Objective>
Write out the full listing exactly as given, minus the images.

Data excerpt>
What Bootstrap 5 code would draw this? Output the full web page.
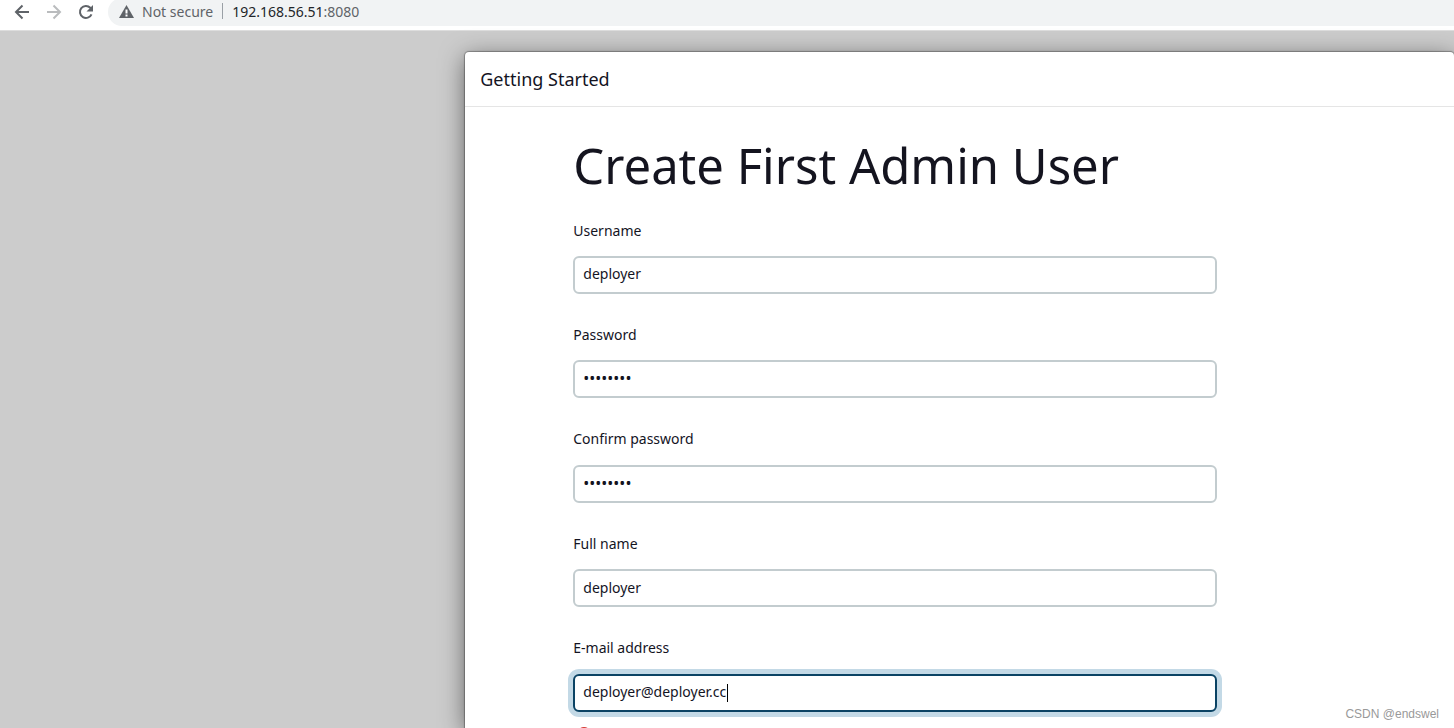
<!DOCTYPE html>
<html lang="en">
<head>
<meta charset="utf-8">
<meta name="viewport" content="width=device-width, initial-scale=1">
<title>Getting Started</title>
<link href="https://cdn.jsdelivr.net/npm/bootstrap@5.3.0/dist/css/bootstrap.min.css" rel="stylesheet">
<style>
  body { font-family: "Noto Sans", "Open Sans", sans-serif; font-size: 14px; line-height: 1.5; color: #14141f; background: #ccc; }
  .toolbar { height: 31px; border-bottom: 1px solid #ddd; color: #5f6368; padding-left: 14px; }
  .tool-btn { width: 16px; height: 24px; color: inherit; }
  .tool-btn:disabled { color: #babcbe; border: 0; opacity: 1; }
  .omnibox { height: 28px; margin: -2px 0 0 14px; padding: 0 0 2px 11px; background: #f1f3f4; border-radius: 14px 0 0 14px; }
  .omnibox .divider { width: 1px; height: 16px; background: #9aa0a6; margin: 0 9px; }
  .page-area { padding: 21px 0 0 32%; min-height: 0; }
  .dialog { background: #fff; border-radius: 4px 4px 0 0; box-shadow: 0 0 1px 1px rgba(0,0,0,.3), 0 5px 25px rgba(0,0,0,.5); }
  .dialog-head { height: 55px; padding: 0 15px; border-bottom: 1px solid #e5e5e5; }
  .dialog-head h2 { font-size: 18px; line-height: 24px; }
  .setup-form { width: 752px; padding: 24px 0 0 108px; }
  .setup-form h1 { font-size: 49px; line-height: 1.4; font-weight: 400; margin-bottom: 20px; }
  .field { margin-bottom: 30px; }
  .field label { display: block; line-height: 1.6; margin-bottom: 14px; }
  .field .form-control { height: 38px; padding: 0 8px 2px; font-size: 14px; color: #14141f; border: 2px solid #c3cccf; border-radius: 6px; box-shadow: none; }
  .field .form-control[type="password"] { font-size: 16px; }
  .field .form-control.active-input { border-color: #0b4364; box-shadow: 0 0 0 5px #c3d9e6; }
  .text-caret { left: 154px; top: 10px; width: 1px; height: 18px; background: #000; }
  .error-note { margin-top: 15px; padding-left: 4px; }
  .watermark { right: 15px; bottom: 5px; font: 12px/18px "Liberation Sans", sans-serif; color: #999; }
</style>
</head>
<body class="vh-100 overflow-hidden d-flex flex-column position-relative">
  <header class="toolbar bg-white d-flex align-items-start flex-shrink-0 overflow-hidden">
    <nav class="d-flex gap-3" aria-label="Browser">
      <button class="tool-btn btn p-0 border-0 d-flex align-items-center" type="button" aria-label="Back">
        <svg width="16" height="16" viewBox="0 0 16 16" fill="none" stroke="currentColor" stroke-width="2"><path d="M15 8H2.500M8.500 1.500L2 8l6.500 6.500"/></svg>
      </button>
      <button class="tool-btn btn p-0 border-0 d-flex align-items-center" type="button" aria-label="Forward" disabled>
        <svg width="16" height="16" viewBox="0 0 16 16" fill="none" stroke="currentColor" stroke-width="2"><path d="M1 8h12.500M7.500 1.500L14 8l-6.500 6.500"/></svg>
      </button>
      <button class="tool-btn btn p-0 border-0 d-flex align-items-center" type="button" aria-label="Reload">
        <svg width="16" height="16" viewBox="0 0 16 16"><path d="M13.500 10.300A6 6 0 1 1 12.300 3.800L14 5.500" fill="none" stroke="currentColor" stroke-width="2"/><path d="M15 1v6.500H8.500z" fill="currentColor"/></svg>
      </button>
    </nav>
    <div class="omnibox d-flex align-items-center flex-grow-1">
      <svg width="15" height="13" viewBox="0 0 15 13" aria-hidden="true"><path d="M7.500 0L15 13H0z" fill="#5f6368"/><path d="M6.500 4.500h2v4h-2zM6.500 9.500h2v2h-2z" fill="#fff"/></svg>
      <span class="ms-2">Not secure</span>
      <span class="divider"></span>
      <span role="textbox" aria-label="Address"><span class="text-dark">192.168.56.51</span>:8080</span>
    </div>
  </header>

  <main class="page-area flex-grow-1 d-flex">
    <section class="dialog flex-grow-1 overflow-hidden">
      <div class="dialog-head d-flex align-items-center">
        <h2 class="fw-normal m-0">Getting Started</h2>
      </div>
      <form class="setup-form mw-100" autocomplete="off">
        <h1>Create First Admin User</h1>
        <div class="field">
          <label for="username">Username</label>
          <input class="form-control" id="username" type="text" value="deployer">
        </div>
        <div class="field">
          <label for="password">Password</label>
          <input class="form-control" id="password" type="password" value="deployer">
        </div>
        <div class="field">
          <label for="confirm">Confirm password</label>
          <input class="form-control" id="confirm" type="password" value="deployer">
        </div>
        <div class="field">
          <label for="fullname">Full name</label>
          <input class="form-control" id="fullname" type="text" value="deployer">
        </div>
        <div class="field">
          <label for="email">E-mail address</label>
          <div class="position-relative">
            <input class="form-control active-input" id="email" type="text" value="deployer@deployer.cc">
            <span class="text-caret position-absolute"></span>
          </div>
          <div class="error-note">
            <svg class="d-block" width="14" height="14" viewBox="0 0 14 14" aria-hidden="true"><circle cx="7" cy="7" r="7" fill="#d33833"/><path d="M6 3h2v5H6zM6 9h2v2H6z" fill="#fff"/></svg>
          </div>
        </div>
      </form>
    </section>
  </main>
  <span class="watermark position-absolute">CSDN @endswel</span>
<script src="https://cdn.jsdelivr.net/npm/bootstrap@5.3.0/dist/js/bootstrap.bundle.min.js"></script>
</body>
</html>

Solution to the problem>
What Bootstrap 5 code would draw this? Output the full web page.
<!DOCTYPE html>
<html lang="en">
<head>
<meta charset="utf-8">
<meta name="viewport" content="width=device-width, initial-scale=1">
<title>Getting Started</title>
<link href="https://cdn.jsdelivr.net/npm/bootstrap@5.3.0/dist/css/bootstrap.min.css" rel="stylesheet">
<style>
  body { font-family: "Noto Sans", "Open Sans", sans-serif; font-size: 14px; line-height: 1.5; color: #14141f; background: #ccc; }
  .toolbar { height: 31px; border-bottom: 1px solid #ddd; color: #5f6368; padding-left: 14px; }
  .tool-btn { width: 16px; height: 24px; color: inherit; }
  .tool-btn:disabled { color: #babcbe; border: 0; opacity: 1; }
  .omnibox { height: 28px; margin: -2px 0 0 14px; padding: 0 0 2px 11px; background: #f1f3f4; border-radius: 14px 0 0 14px; }
  .omnibox .divider { width: 1px; height: 16px; background: #9aa0a6; margin: 0 9px; }
  .page-area { padding: 21px 0 0 32%; min-height: 0; }
  .dialog { background: #fff; border-radius: 4px 4px 0 0; box-shadow: 0 0 1px 1px rgba(0,0,0,.3), 0 5px 25px rgba(0,0,0,.5); }
  .dialog-head { height: 55px; padding: 0 15px; border-bottom: 1px solid #e5e5e5; }
  .dialog-head h2 { font-size: 18px; line-height: 24px; }
  .setup-form { width: 752px; padding: 24px 0 0 108px; }
  .setup-form h1 { font-size: 49px; line-height: 1.4; font-weight: 400; margin-bottom: 20px; }
  .field { margin-bottom: 30px; }
  .field label { display: block; line-height: 1.6; margin-bottom: 14px; }
  .field .form-control { height: 38px; padding: 0 8px 2px; font-size: 14px; color: #14141f; border: 2px solid #c3cccf; border-radius: 6px; box-shadow: none; }
  .field .form-control[type="password"] { font-size: 16px; }
  .field .form-control.active-input { border-color: #0b4364; box-shadow: 0 0 0 5px #c3d9e6; }
  .text-caret { left: 154px; top: 10px; width: 1px; height: 18px; background: #000; }
  .error-note { margin-top: 15px; padding-left: 4px; }
  .watermark { right: 15px; bottom: 5px; font: 12px/18px "Liberation Sans", sans-serif; color: #999; }
</style>
</head>
<body class="vh-100 overflow-hidden d-flex flex-column position-relative">
  <header class="toolbar bg-white d-flex align-items-start flex-shrink-0 overflow-hidden">
    <nav class="d-flex gap-3" aria-label="Browser">
      <button class="tool-btn btn p-0 border-0 d-flex align-items-center" type="button" aria-label="Back">
        <svg width="16" height="16" viewBox="0 0 16 16" fill="none" stroke="currentColor" stroke-width="2"><path d="M15 8H2.500M8.500 1.500L2 8l6.500 6.500"/></svg>
      </button>
      <button class="tool-btn btn p-0 border-0 d-flex align-items-center" type="button" aria-label="Forward" disabled>
        <svg width="16" height="16" viewBox="0 0 16 16" fill="none" stroke="currentColor" stroke-width="2"><path d="M1 8h12.500M7.500 1.500L14 8l-6.500 6.500"/></svg>
      </button>
      <button class="tool-btn btn p-0 border-0 d-flex align-items-center" type="button" aria-label="Reload">
        <svg width="16" height="16" viewBox="0 0 16 16"><path d="M13.500 10.300A6 6 0 1 1 12.300 3.800L14 5.500" fill="none" stroke="currentColor" stroke-width="2"/><path d="M15 1v6.500H8.500z" fill="currentColor"/></svg>
      </button>
    </nav>
    <div class="omnibox d-flex align-items-center flex-grow-1">
      <svg width="15" height="13" viewBox="0 0 15 13" aria-hidden="true"><path d="M7.500 0L15 13H0z" fill="#5f6368"/><path d="M6.500 4.500h2v4h-2zM6.500 9.500h2v2h-2z" fill="#fff"/></svg>
      <span class="ms-2">Not secure</span>
      <span class="divider"></span>
      <span role="textbox" aria-label="Address"><span class="text-dark">192.168.56.51</span>:8080</span>
    </div>
  </header>

  <main class="page-area flex-grow-1 d-flex">
    <section class="dialog flex-grow-1 overflow-hidden">
      <div class="dialog-head d-flex align-items-center">
        <h2 class="fw-normal m-0">Getting Started</h2>
      </div>
      <form class="setup-form mw-100" autocomplete="off">
        <h1>Create First Admin User</h1>
        <div class="field">
          <label for="username">Username</label>
          <input class="form-control" id="username" type="text" value="deployer">
        </div>
        <div class="field">
          <label for="password">Password</label>
          <input class="form-control" id="password" type="password" value="deployer">
        </div>
        <div class="field">
          <label for="confirm">Confirm password</label>
          <input class="form-control" id="confirm" type="password" value="deployer">
        </div>
        <div class="field">
          <label for="fullname">Full name</label>
          <input class="form-control" id="fullname" type="text" value="deployer">
        </div>
        <div class="field">
          <label for="email">E-mail address</label>
          <div class="position-relative">
            <input class="form-control active-input" id="email" type="text" value="deployer@deployer.cc">
            <span class="text-caret position-absolute"></span>
          </div>
          <div class="error-note">
            <svg class="d-block" width="14" height="14" viewBox="0 0 14 14" aria-hidden="true"><circle cx="7" cy="7" r="7" fill="#d33833"/><path d="M6 3h2v5H6zM6 9h2v2H6z" fill="#fff"/></svg>
          </div>
        </div>
      </form>
    </section>
  </main>
  <span class="watermark position-absolute">CSDN @endswel</span>
<script src="https://cdn.jsdelivr.net/npm/bootstrap@5.3.0/dist/js/bootstrap.bundle.min.js"></script>
</body>
</html>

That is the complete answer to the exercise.